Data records
-- START --
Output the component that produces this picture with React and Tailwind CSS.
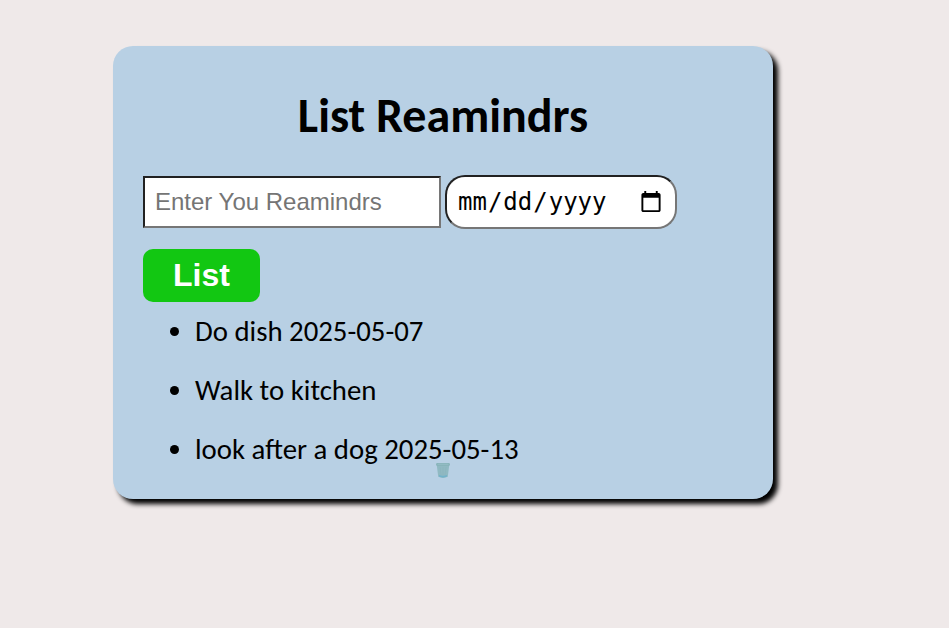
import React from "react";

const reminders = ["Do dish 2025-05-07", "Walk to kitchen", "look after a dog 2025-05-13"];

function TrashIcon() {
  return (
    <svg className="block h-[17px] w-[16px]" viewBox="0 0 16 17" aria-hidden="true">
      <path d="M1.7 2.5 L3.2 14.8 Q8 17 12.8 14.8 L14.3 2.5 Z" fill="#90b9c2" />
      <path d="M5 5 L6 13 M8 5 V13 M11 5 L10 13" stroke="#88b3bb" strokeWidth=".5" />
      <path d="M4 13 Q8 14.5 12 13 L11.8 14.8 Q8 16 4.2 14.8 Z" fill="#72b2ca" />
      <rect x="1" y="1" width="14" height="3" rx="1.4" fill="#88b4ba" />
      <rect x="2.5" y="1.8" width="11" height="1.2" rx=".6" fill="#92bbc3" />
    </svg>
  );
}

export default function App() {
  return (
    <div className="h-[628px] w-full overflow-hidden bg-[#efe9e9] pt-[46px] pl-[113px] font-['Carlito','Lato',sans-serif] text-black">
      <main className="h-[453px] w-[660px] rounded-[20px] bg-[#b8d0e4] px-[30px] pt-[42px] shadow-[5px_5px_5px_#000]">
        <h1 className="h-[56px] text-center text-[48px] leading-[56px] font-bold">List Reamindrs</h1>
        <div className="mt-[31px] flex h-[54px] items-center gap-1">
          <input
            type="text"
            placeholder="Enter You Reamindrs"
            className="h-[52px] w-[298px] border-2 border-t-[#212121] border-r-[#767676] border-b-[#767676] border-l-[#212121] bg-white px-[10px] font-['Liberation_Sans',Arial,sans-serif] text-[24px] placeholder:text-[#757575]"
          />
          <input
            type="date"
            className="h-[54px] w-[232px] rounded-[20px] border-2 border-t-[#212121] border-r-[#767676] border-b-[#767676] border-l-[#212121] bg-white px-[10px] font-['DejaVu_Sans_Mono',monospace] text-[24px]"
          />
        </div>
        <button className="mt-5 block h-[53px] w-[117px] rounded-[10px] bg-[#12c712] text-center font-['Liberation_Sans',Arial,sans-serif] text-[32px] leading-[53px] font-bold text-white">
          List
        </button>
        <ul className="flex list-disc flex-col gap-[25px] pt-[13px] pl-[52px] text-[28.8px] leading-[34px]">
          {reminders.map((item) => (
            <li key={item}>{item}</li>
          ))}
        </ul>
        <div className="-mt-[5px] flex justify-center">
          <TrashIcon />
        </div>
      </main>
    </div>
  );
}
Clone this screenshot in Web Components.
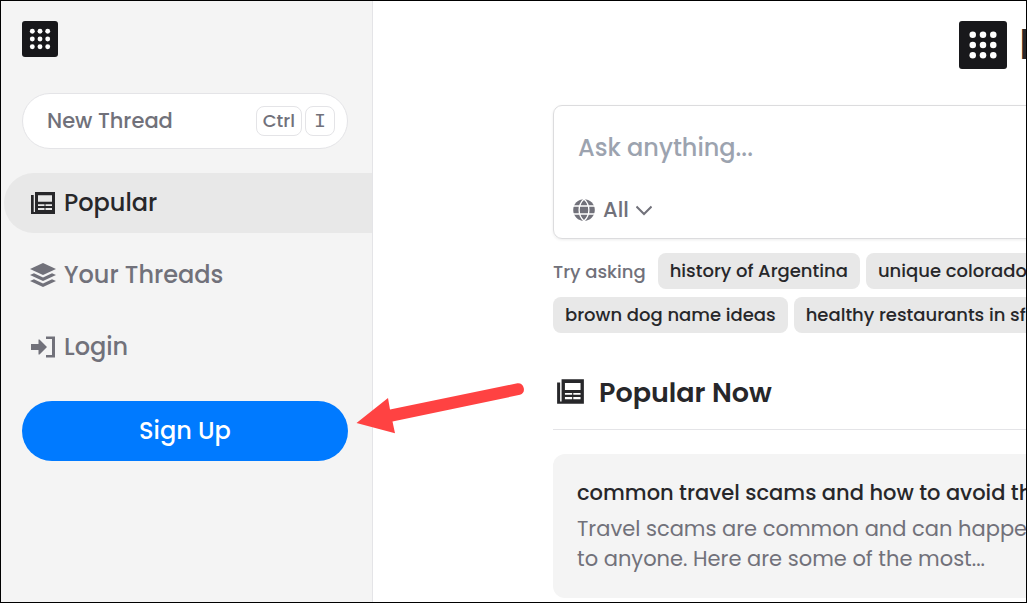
-- END --
Work to complete: Pick out the lines above that hold the string "this" and show them.

Final result:
Output the component that produces this picture with React and Tailwind CSS.
Clone this screenshot in Web Components.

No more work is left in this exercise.